Directions for this task -
Find the lines with "screenshot" in them and copy them out.

-*-

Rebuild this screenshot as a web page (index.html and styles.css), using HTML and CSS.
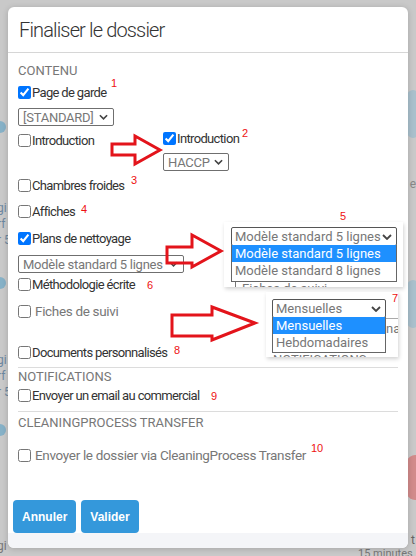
FILE: index.html
```html
<!DOCTYPE html>
<html lang="fr">
<head>
<meta charset="utf-8">
<title>Finaliser le dossier</title>
<link rel="stylesheet" href="styles.css">
</head>
<body>
<div class="page-bg">
  <span class="bg-dot d1"></span><span class="bg-dot d2"></span><span class="bg-dot d3"></span>
  <span class="bg-blob b1"></span><span class="bg-blob b2"></span><span class="bg-red"></span>
  <span class="bg-txt t1">gi<br>rf<br>r 5</span>
  <span class="bg-txt t2">gi<br>rf<br>r 5</span>
  <span class="bg-txt t3">gi</span>
  <span class="bg-txt t4">e</span>
  <span class="bg-txt t5">t</span>
  <span class="bg-txt t6">15 minutes</span>
</div>

<div class="modal">
  <div class="modal-header"><h4>Finaliser le dossier</h4></div>
  <div class="modal-body">
    <div class="section">Contenu</div>
    <label class="check m3"><input type="checkbox" checked>Page de garde</label>
    <div class="selwrap w96 m7">
      <select class="sel"><option>[STANDARD]</option></select>
      <svg class="chev" viewBox="0 0 10 6" width="9" height="6"><path d="M1 1 L5 5 L9 1" fill="none" stroke="#444" stroke-width="1.8"/></svg>
    </div>

    <div class="intro-row">
      <label class="check intro-left"><input type="checkbox">Introduction</label>
      <div class="intro-right">
        <label class="check"><input type="checkbox" checked>Introduction</label>
        <div class="selwrap w66 m6">
          <select class="sel"><option>HACCP</option></select>
          <svg class="chev" viewBox="0 0 10 6" width="9" height="6"><path d="M1 1 L5 5 L9 1" fill="none" stroke="#444" stroke-width="1.8"/></svg>
        </div>
      </div>
    </div>

    <label class="check m5"><input type="checkbox">Chambres froides</label>
    <label class="check m8"><input type="checkbox">Affiches</label>
    <label class="check m9"><input type="checkbox" checked>Plans de nettoyage</label>
    <div class="selwrap w166 m8">
      <select class="sel"><option>Modèle standard 5 lignes</option></select>
      <svg class="chev" viewBox="0 0 10 6" width="9" height="6"><path d="M1 1 L5 5 L9 1" fill="none" stroke="#444" stroke-width="1.8"/></svg>
    </div>
    <label class="check m2"><input type="checkbox">Méthodologie écrite</label>
    <label class="check light m9"><input type="checkbox">Fiches de suivi</label>
    <label class="check m23"><input type="checkbox">Documents personnalisés</label>

    <hr class="sep m6">
    <div class="section">Notifications</div>
    <label class="check"><input type="checkbox">Envoyer un email au commercial</label>

    <hr class="sep m7">
    <div class="section section-tight">CleaningProcess Transfer</div>
    <label class="check light m15"><input type="checkbox">Envoyer le dossier via CleaningProcess Transfer</label>

    <div class="actions">
      <button class="btn">Annuler</button>
      <button class="btn">Valider</button>
    </div>
  </div>
  <div class="modal-footer"></div>
</div>

<!-- annotations drawn over the screenshot -->
<div class="snap snap5">
  <div class="fake-select">Modèle standard 5 lignes<svg class="fchev" viewBox="0 0 10 6" width="10" height="6"><path d="M1 1 L5 5 L9 1" fill="none" stroke="#444" stroke-width="1.8"/></svg></div>
  <div class="fake-list">
    <div class="opt selected">Modèle standard 5 lignes</div>
    <div class="opt">Modèle standard 8 lignes</div>
  </div>
  <div class="snap-under">Fiches de suivi</div>
</div>

<div class="snap snap7">
  <div class="fake-select">Mensuelles<svg class="fchev" viewBox="0 0 10 6" width="10" height="6"><path d="M1 1 L5 5 L9 1" fill="none" stroke="#444" stroke-width="1.8"/></svg></div>
  <div class="fake-list">
    <div class="opt selected">Mensuelles</div>
    <div class="opt">Hebdomadaires</div>
  </div>
  <div class="snap-under">Notifications</div>
  <span class="snap-side">na</span>
</div>

<svg class="arrows" width="416" height="556" viewBox="0 0 416 556">
  <polygon points="112,144 135,144 135,136 160,150 135,164 135,155 112,155"/>
  <polygon points="167,247 192,247 192,235 221,251 192,267 192,263 167,263"/>
  <polygon points="172,315 212,315 212,307 255,323 212,340 212,336 172,336"/>
</svg>

<span class="num n1">1</span>
<span class="num n2">2</span>
<span class="num n3">3</span>
<span class="num n4">4</span>
<span class="num n5">5</span>
<span class="num n6">6</span>
<span class="num n7">7</span>
<span class="num n8">8</span>
<span class="num n9">9</span>
<span class="num n10">10</span>
</body>
</html>
```

FILE: styles.css
```css
html, body { margin: 0; padding: 0; }
body {
  width: 416px;
  height: 556px;
  overflow: hidden;
  position: relative;
  background: #c9c9c9;
  font-family: Roboto, "Liberation Sans", Arial, sans-serif;
  padding: 7px 8px 0;
  box-sizing: border-box;
}

/* dimmed page behind the dialog */
.page-bg { position: absolute; inset: 0; }
.bg-dot { position: absolute; left: -6px; width: 12px; height: 12px; border-radius: 50%; background: #6aa6c6; opacity: .7; }
.d1 { top: 121px; } .d2 { top: 277px; } .d3 { top: 424px; }
.bg-blob { position: absolute; right: -8px; width: 22px; height: 48px; border-radius: 50%; background: #a9c0cc; }
.b1 { top: 90px; } .b2 { top: 280px; }
.bg-red { position: absolute; right: -12px; top: 455px; width: 26px; height: 45px; border-radius: 50%; background: #d28b8b; }
.bg-txt { position: absolute; font-size: 12px; line-height: 16px; color: #6d87a0; }
.t1 { left: -3px; top: 200px; }
.t2 { left: -3px; top: 352px; }
.t3 { left: -3px; top: 538px; color: #777; }
.t4 { right: 0; top: 176px; color: #888; }
.t5 { right: 1px; top: 532px; color: #666; }
.t6 { left: 358px; top: 546px; color: #777; font-size: 11px; }

.modal {
  position: relative;
  width: 400px;
  height: 541px;
  background: #fff;
  border-radius: 6px;
  box-shadow: 0 1px 6px rgba(0,0,0,.18);
  display: flex;
  flex-direction: column;
  overflow: hidden;
}
.modal-header {
  height: 46px;
  box-sizing: border-box;
  border-bottom: 1px solid #d6d6d6;
  padding: 0 11px;
  display: flex;
  align-items: center;
}
.modal-header h4 {
  margin: 0;
  font-size: 20px;
  font-weight: 300;
  letter-spacing: -0.85px;
  color: #333;
}
.modal-body {
  flex: 1;
  padding: 9px 10px 0;
  display: flex;
  flex-direction: column;
  align-items: flex-start;
}
.section {
  font-size: 13px;
  line-height: 18px;
  color: #777;
  text-transform: uppercase;
}
.section-tight { line-height: 16px; margin-top: 3px; }

.check {
  display: flex;
  align-items: center;
  height: 18px;
  font-size: 13px;
  letter-spacing: -0.65px;
  color: #333;
  white-space: nowrap;
}
.check input { margin: 0 1px 0 0; width: 13px; height: 13px; }
.check.light { color: #777; font-size: 13.5px; letter-spacing: -0.33px; }
.check.light input { margin: 0 4px 0 0; }

.selwrap { display: flex; align-items: center; }
.sel {
  appearance: none;
  -webkit-appearance: none;
  width: 100%;
  height: 18px;
  box-sizing: border-box;
  font-family: Roboto, "Liberation Sans", Arial, sans-serif;
  font-size: 13px;
  letter-spacing: -0.25px;
  color: #777;
  border: 1px solid #6f6f6f;
  border-radius: 2px;
  background: #fff;
  padding: 0 14px 0 4px;
  margin: 0;
}
.chev { flex: none; margin-left: -15px; pointer-events: none; }
.w96 { width: 96px; }
.w66 { width: 66px; }
.w166 { width: 166px; }

.intro-row { display: flex; align-items: flex-start; margin-top: 3px; width: 100%; }
.intro-left { width: 145px; margin-top: 2px; }
.intro-right { display: flex; flex-direction: column; align-items: flex-start; }

.m2 { margin-top: 2px; } .m3 { margin-top: 3px; } .m5 { margin-top: 5px; }
.m6 { margin-top: 6px; } .m7 { margin-top: 7px; } .m8 { margin-top: 8px; }
.m9 { margin-top: 9px; } .m15 { margin-top: 15px; } .m23 { margin-top: 23px; }

.sep {
  width: 100%;
  border: 0;
  border-top: 1px solid #dcdcdc;
  margin-bottom: 0;
  margin-left: 0;
  margin-right: 0;
  height: 0;
}

.actions {
  margin-top: auto;
  margin-left: -5px;
  display: flex;
  gap: 5px;
}
.btn {
  height: 33px;
  padding: 0 9px;
  border: 0;
  border-radius: 4px;
  background: #3498db;
  color: #fff;
  font-family: "Liberation Sans", Arial, sans-serif;
  font-weight: bold;
  font-size: 12px;
}
.modal-footer { height: 15px; background: #f4f5f8; }

/* pasted dropdown snapshots */
.snap {
  position: absolute;
  background: #fff;
  box-shadow: 1px 2px 4px rgba(0,0,0,.18);
  overflow: hidden;
}
.snap5 { left: 224px; top: 222px; width: 179px; height: 65px; }
.snap7 { left: 266px; top: 292px; width: 132px; height: 65px; }
.fake-select {
  position: absolute;
  box-sizing: border-box;
  height: 19px;
  border: 1px solid #555;
  border-radius: 2px;
  font-size: 13px;
  line-height: 17px;
  color: #777;
  padding-left: 3px;
}
.fchev { position: absolute; right: 4px; top: 6px; }
.fake-list {
  position: absolute;
  box-sizing: border-box;
  border: 1px solid #666;
  border-top: 0;
  background: #fff;
  font-size: 13px;
}
.opt { height: 17px; line-height: 17px; padding-left: 3px; color: #777; }
.opt.selected { background: #1e90ff; color: #fff; }
.snap5 .fake-select { left: 7px; top: 5px; width: 166px; }
.snap5 .fake-list { left: 7px; top: 23px; width: 166px; height: 37px; }
.snap7 .fake-select { left: 6px; top: 7px; width: 114px; }
.snap7 .fake-list { left: 6px; top: 25px; width: 114px; height: 36px; }
.snap-under {
  position: absolute;
  font-size: 13px;
  color: #777;
  line-height: 14px;
}
.snap5 .snap-under { left: 11px; top: 60px; border-left: 1px solid #777; padding-left: 6px; }
.snap7 .snap-under { left: 7px; top: 61px; text-transform: uppercase; }
.snap-side { position: absolute; left: 120px; top: 26px; font-size: 13px; color: #777; border-top: 1px solid #aaa; padding-top: 2px; }

.arrows { position: absolute; left: 0; top: 0; pointer-events: none; }
.arrows polygon { fill: none; stroke: #e3141b; stroke-width: 3; stroke-linejoin: miter; }

.num {
  position: absolute;
  font-family: "Liberation Sans", Arial, sans-serif;
  font-size: 11px;
  line-height: 11px;
  color: #ee1111;
}
.n1 { left: 111px; top: 78px; }
.n2 { left: 242px; top: 128px; }
.n3 { left: 131px; top: 175px; }
.n4 { left: 81px; top: 204px; }
.n5 { left: 340px; top: 211px; }
.n6 { left: 147px; top: 280px; }
.n7 { left: 392px; top: 293px; }
.n8 { left: 174px; top: 345px; }
.n9 { left: 211px; top: 391px; }
.n10 { left: 311px; top: 443px; }
```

-*-

Exercise solution -
Rebuild this screenshot as a web page (index.html and styles.css), using HTML and CSS.
<!-- annotations drawn over the screenshot -->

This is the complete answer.